Thursday, May 19, 2016

Sentiment analysis on Movie reviews - Just PDI - Pentaho Data Integration (Weka) !!


Sentiment Analysis: 

No more buzz word, it's in practice with many organizations now!! Capturing sentiments from un-structured text data is becoming a practice since last few years. In this blog the focus is more on technology using Pentaho stack of tools. Pentaho's DI [aka Kettle open source] has "Data Mining" components, which uses Weka knowledge flow, scoring component etc.

Here will show how you can import un-structured data, build a machine learning model, score on a model, all but using Pentaho tools.

Movie Reviews Data Set:  http://www.cs.cornell.edu/people/pabo/movie-review-data/

Weka's TextDirectoryLoader : It's CLI based and can be used to import text files into an ARFF file for Weka's analysis [model building etc]. Pretty sleek [fast]!!


Once imported into an ARFF, a single document looks like below. [Textual Data and tagged sentiment]











Once in ARFF, you can open in Weka "Explorer" to clean punctuations,  performing NLP Features [n-grams, stop words, tf, idf etc]. StringToWordVector class got bunch of options of performing NLP feature selection. You can do "term frequency", "inverse document frequency", by using stop-words ex: removing usage of [films Vs film], bi-grams, tri-grams etc













PDI (Kettle) Job:
The job has two transformations to execute. You need to design in "Spoon"
1. Knowledge Flow [Build Model where you can choose Support Vector Machine, Decision Tree, Naive Bayes etc]
2. Scoring Component [ Based on model, supply test test for finding out how well was the sentiment classification done?]



Knowledge Flow (To Build Model):
Once you open, knowledge flow model building component, you can supply the path where the knowledge flow is present. The right side is the Weka knowledge flow.



Once you open, Filter Classifier step within Weka Knowledge flow, you can see how it's using Classifier (ie learner) and Filter (StringToWordVector) together. Then the last step in Knowledge flow is "Serialized Model Saver", saves the J48 into a binary file format, which will be used in scoring.

PS: Here the source is text file [unstructured reviews with sentiment tagged] with movie reviews [No ARFF as using KettleInject step within KT Flow]










Scoring:
ow you are ready to supply test data and use the model saved under "Serialized Model Saver" step previously.

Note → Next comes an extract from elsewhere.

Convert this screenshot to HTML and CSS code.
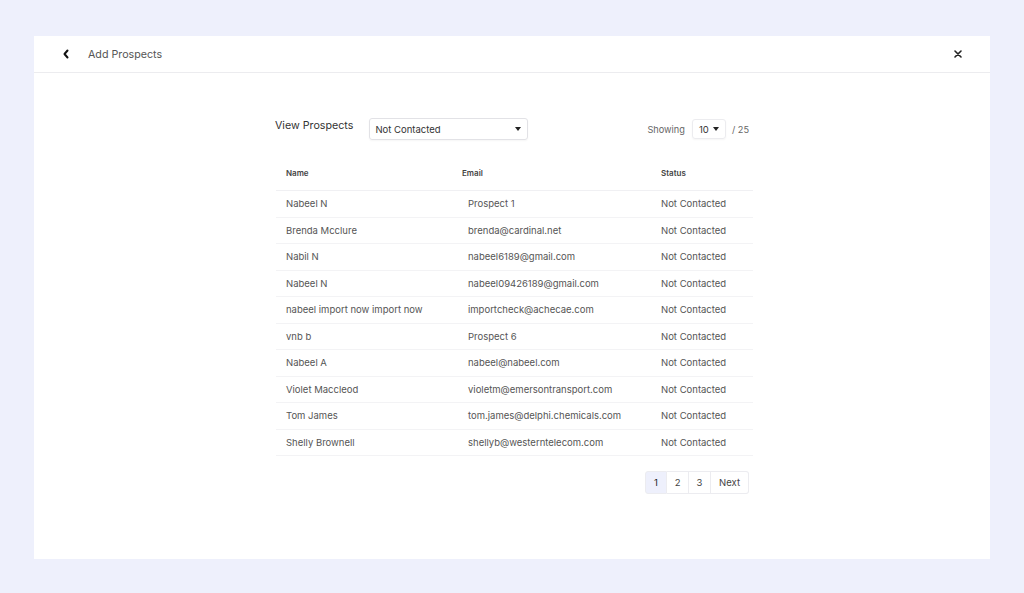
FILE: index.html
```html
<!DOCTYPE html>
<html lang="en">
<head>
  <meta charset="UTF-8" />
  <title>Add Prospects</title>
  <link rel="stylesheet" href="styles.css">
</head>
<body>

  <div class="modal">
    <div class="modal-header">
      <button class="icon-btn back-btn" aria-label="Back">
        <svg width="8" height="10" viewBox="0 0 8 10"><path d="M5.5 1.5 L2.5 5 L5.5 8.5" fill="none" stroke="#111" stroke-width="2" stroke-linecap="round" stroke-linejoin="round"/></svg>
      </button>
      <span class="modal-title">Add Prospects</span>
      <button class="icon-btn close-btn" aria-label="Close">
        <svg width="8" height="8" viewBox="0 0 8 8"><path d="M1 1 L7 7 M7 1 L1 7" fill="none" stroke="#222" stroke-width="1.6" stroke-linecap="round"/></svg>
      </button>
    </div>

    <div class="modal-body">
      <div class="toolbar">
        <div class="filter">
          <span class="filter-label">View Prospects</span>
          <div class="select select-wide">
            <span>Not Contacted</span>
            <span class="caret"></span>
          </div>
        </div>
        <div class="showing">
          <span>Showing</span>
          <div class="select select-small">
            <span>10</span>
            <span class="caret"></span>
          </div>
          <span>/ 25</span>
        </div>
      </div>

      <table class="prospects">
        <thead>
          <tr>
            <th class="col-name">Name</th>
            <th class="col-email">Email</th>
            <th class="col-status">Status</th>
          </tr>
        </thead>
        <tbody id="rows"></tbody>
      </table>

      <div class="pager">
        <button class="page active">1</button>
        <button class="page">2</button>
        <button class="page">3</button>
        <button class="page next">Next</button>
      </div>
    </div>
  </div>

  <script>
    const prospects = [
      ["Nabeel N", "Prospect 1"],
      ["Brenda Mcclure", "brenda@cardinal.net"],
      ["Nabil N", "nabeel6189@gmail.com"],
      ["Nabeel N", "nabeel09426189@gmail.com"],
      ["nabeel import now import now", "importcheck@achecae.com"],
      ["vnb b", "Prospect 6"],
      ["Nabeel A", "nabeel@nabeel.com"],
      ["Violet Maccleod", "violetm@emersontransport.com"],
      ["Tom James", "tom.james@delphi.chemicals.com"],
      ["Shelly Brownell", "shellyb@westerntelecom.com"]
    ];

    const tbody = document.getElementById("rows");
    prospects.forEach(([name, email]) => {
      const tr = document.createElement("tr");
      tr.innerHTML = `<td>${name}</td><td class="email">${email}</td><td>Not Contacted</td>`;
      tbody.appendChild(tr);
    });
  </script>

</body>
</html>
```

FILE: styles.css
```css
body {
  margin: 0;
  background-color: #eef0fc;
  font-family: Inter, "Liberation Sans", sans-serif;
  color: #555;
}

.modal {
  margin: 36px 34px 0;
  height: 523px;
  background-color: #fff;
}

.modal-header {
  height: 36px;
  display: flex;
  align-items: center;
  padding: 0 28px;
  border-bottom: 1px solid #ececef;
}

.icon-btn {
  border: none;
  background: none;
  padding: 0;
  display: flex;
  align-items: center;
  cursor: pointer;
}

.modal-title {
  margin-left: 18px;
  font-size: 10.7px;
  color: #555;
}

.close-btn {
  margin-left: auto;
  margin-right: 0;
}

.modal-body {
  width: 478px;
  margin: 0 auto;
  padding-top: 45px;
  position: relative;
  left: 2px;
}

.toolbar {
  display: flex;
  justify-content: space-between;
  align-items: center;
}

.filter,
.showing {
  display: flex;
  align-items: center;
}

.filter-label {
  font-size: 10.7px;
  color: #333;
  margin-top: -7px;
  margin-right: 16px;
}

.select {
  height: 20px;
  border: 1px solid #e2e2e6;
  border-radius: 3px;
  display: flex;
  align-items: center;
  justify-content: space-between;
  box-sizing: border-box;
  padding: 0 6px;
  font-size: 9.5px;
  color: #333;
  box-shadow: 0 1px 2px rgba(0,0,0,0.04);
}

.select-wide {
  width: 159px;
  height: 22px;
  padding-left: 5px;
}

.select-small {
  width: 34px;
  margin: 0 6px 0 7px;
  border-color: #ececef;
}

.caret {
  width: 0;
  height: 0;
  border-left: 3.5px solid transparent;
  border-right: 3.5px solid transparent;
  border-top: 4px solid #222;
}

.showing {
  font-size: 9.2px;
  color: #666;
  margin-right: 4px;
}

.prospects {
  width: 477px;
  margin-top: 15px;
  margin-left: 1px;
  border-collapse: collapse;
  font-size: 9.5px;
}

.prospects th {
  text-align: left;
  font-size: 8px;
  font-weight: 600;
  color: #444;
  height: 35px;
  padding: 0 10px;
  border-bottom: 1px solid #f0f0f3;
}

.col-name { width: 156px; }
.col-email { width: 179px; }

.prospects td {
  height: 25.5px;
  padding: 0 10px;
  color: #555;
  border-bottom: 1px solid #f3f3f5;
}

.prospects td.email {
  padding-left: 16px;
}

.pager {
  display: flex;
  justify-content: flex-end;
  margin-top: 15px;
  margin-right: 4px;
}

.page {
  height: 23px;
  min-width: 22px;
  border: 1px solid #ececf0;
  border-left: none;
  background-color: #fff;
  font-family: inherit;
  font-size: 9.5px;
  color: #444;
  padding: 0 6px;
  cursor: pointer;
}

.page:first-child {
  border-left: 1px solid #ececf0;
  border-radius: 3px 0 0 3px;
}

.page.next {
  border-radius: 0 3px 3px 0;
  padding: 0 8px;
}

.page.active {
  background-color: #eef0fc;
  color: #222;
}
```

The "Model" tab embeds the decision tree in this case.



Outcome:

Enterprise Need: 
So if you have an un-structured data and looking for classification on that data set, all you need is Pentaho Data Integration[PDI=Kettle]. This is how you can build a model, score it, classify/predict it, take action on it. Most of these tasks can be done via workflow [set of jobs]. You can schedule this as per need and then more over display predicted data in a dashboard for analysis. 


Hope you enjoyed this approach. Thank you!